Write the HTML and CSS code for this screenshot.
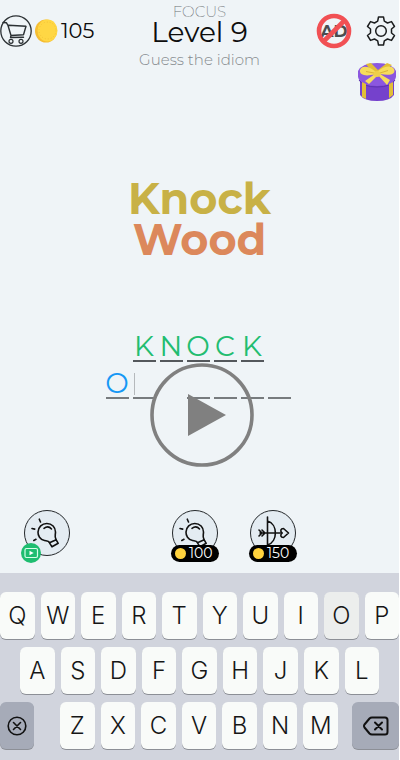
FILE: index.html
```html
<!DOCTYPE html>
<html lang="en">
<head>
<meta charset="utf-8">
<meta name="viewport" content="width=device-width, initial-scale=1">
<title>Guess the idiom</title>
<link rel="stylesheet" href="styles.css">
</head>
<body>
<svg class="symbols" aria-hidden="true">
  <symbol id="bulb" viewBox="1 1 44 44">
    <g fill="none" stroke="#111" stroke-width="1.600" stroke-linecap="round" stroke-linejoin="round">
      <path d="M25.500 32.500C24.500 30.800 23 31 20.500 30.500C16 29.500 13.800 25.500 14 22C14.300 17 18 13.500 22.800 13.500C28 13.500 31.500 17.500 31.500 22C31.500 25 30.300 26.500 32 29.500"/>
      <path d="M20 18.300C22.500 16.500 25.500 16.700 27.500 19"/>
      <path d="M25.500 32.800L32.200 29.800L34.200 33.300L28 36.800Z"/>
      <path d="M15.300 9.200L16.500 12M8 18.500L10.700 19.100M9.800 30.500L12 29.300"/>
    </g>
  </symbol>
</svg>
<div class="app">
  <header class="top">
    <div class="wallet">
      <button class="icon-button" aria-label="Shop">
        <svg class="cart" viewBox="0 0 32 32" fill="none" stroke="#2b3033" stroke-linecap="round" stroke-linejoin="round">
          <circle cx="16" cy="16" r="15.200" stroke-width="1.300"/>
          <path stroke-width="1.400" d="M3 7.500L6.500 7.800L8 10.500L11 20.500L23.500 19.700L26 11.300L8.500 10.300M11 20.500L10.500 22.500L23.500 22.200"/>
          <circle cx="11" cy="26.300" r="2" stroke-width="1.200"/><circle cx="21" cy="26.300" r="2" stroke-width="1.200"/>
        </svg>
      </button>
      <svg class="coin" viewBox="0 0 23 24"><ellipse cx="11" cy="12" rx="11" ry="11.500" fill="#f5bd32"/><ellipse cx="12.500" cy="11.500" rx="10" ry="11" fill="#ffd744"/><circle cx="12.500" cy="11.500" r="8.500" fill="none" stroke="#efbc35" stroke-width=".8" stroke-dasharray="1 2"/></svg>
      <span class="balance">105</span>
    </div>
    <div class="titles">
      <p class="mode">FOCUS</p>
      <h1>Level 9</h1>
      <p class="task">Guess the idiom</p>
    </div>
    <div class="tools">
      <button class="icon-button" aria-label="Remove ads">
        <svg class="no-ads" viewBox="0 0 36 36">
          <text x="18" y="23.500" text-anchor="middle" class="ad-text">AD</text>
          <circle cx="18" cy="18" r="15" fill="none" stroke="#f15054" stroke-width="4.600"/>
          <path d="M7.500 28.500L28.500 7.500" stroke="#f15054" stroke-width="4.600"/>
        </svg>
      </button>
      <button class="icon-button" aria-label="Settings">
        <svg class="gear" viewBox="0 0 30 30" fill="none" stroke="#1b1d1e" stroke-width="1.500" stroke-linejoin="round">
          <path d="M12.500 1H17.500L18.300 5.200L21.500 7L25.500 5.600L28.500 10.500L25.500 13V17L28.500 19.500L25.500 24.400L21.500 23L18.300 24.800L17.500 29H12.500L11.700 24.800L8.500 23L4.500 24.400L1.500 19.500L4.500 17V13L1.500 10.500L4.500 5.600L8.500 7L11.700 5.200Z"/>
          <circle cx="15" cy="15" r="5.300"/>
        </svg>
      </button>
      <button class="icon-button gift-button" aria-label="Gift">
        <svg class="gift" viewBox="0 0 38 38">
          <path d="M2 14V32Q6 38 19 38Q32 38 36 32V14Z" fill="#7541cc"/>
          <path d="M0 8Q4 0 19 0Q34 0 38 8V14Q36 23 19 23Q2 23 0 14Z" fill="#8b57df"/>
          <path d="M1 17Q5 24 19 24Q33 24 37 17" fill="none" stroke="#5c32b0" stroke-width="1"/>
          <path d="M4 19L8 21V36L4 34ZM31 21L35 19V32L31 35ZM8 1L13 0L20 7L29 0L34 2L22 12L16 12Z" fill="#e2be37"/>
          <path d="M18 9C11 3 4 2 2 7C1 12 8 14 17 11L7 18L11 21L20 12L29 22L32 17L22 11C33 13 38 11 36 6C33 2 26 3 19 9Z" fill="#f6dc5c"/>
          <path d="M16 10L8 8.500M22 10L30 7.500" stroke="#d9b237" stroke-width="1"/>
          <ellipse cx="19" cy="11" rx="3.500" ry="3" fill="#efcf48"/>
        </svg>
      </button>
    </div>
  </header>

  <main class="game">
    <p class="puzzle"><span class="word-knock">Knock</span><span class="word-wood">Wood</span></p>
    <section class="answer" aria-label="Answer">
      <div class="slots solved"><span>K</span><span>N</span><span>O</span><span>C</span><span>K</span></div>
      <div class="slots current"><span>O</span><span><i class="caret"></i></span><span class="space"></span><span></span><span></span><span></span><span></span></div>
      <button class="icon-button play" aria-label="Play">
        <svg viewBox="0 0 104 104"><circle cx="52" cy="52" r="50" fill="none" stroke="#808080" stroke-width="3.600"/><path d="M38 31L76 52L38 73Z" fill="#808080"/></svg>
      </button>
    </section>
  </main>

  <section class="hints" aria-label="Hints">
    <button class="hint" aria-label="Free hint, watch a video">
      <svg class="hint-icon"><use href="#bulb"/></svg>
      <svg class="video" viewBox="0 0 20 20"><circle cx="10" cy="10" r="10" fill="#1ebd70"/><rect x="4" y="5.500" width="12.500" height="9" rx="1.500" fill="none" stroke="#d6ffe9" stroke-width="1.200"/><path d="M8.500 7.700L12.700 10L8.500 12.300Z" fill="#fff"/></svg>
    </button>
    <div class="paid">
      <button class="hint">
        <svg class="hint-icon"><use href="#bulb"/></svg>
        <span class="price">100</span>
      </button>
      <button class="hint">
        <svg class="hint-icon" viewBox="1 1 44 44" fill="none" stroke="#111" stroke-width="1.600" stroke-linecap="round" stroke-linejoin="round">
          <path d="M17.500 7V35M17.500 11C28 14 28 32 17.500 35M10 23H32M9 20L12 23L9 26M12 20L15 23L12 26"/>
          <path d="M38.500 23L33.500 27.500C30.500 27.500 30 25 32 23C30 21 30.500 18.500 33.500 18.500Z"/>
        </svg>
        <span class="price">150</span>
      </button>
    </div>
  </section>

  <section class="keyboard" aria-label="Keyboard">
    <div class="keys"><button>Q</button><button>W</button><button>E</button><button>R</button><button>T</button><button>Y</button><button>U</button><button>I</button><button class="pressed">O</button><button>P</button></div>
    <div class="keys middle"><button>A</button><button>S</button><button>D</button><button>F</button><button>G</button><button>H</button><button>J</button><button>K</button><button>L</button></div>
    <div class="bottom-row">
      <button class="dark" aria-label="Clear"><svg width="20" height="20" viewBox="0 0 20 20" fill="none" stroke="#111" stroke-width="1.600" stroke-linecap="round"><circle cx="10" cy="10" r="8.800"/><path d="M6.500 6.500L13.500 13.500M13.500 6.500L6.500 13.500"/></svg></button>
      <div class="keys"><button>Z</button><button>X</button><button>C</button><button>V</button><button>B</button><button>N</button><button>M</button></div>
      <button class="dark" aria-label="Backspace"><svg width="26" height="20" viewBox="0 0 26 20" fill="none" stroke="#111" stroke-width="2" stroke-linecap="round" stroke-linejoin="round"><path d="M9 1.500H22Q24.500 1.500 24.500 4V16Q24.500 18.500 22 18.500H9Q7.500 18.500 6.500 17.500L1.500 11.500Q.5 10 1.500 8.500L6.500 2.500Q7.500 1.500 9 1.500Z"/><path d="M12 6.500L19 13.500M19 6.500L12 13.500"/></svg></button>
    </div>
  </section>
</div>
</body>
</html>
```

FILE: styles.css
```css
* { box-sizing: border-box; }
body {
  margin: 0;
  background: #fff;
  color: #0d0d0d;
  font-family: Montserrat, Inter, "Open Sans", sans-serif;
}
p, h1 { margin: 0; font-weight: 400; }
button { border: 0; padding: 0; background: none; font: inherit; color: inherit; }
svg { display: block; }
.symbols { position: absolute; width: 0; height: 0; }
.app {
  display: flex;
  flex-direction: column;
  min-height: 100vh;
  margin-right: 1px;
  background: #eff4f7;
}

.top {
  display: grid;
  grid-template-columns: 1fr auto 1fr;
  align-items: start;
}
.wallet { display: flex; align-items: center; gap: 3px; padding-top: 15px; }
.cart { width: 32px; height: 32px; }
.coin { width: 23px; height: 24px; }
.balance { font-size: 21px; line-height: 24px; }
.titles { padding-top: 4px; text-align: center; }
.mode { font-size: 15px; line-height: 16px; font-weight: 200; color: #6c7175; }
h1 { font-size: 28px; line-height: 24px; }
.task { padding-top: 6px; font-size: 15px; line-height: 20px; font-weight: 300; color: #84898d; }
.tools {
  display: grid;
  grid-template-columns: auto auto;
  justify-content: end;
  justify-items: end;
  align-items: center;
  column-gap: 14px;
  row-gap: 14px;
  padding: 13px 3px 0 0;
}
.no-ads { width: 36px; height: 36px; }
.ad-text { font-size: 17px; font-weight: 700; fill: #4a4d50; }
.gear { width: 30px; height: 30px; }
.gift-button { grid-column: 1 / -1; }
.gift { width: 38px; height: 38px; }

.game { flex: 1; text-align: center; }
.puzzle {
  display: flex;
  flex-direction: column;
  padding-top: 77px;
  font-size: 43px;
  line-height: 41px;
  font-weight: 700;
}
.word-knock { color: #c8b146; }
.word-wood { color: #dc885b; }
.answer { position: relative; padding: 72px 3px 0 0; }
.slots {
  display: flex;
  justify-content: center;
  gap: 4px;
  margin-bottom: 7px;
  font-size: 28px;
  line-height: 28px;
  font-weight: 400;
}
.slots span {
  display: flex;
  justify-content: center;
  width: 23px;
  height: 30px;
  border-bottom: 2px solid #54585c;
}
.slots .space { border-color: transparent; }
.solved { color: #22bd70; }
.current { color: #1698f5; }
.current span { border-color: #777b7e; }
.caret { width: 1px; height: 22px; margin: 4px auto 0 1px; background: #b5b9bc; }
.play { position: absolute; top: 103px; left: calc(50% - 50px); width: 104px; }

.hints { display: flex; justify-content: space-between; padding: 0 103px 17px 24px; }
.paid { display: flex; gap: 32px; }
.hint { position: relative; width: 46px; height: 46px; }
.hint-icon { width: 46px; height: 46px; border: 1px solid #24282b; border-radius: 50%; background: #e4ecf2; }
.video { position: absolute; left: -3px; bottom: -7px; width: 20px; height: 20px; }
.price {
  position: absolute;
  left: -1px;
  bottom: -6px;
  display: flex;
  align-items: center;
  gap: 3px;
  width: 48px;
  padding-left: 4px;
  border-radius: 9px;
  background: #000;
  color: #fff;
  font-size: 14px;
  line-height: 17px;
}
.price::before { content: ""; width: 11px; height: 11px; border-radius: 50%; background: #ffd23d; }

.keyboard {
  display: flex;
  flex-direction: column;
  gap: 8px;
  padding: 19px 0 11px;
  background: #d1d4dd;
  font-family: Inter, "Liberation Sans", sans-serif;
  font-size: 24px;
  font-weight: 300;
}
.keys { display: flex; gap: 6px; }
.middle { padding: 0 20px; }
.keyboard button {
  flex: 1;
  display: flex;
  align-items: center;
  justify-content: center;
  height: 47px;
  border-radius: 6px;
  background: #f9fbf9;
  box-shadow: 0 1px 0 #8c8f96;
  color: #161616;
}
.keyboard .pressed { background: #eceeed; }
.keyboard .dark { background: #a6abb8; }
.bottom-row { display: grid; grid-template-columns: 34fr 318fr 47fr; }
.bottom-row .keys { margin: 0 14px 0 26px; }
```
——————————
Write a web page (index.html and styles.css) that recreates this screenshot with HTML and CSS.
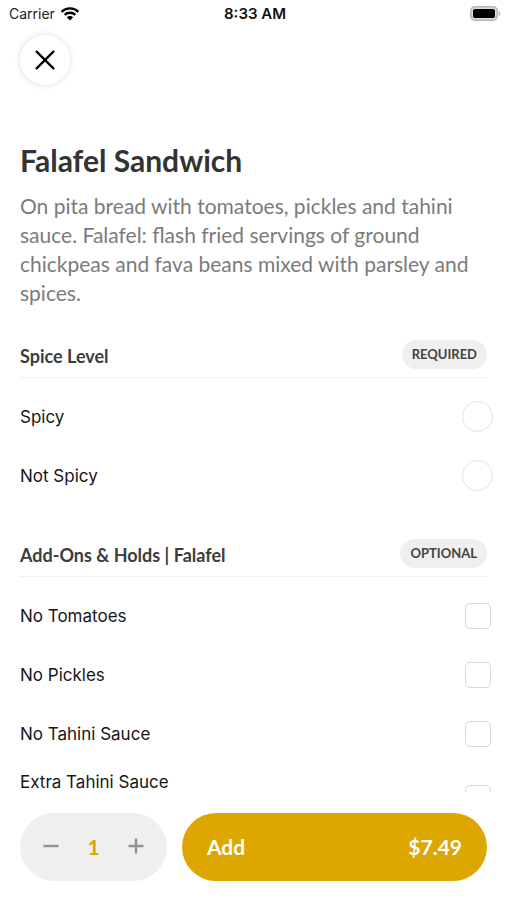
——————————
▸ TASK DIRECTIONS: Collect every line above that contains the word "index".

▸ THE RESPONSE:
FILE: index.html
Write a web page (index.html and styles.css) that recreates this screenshot with HTML and CSS.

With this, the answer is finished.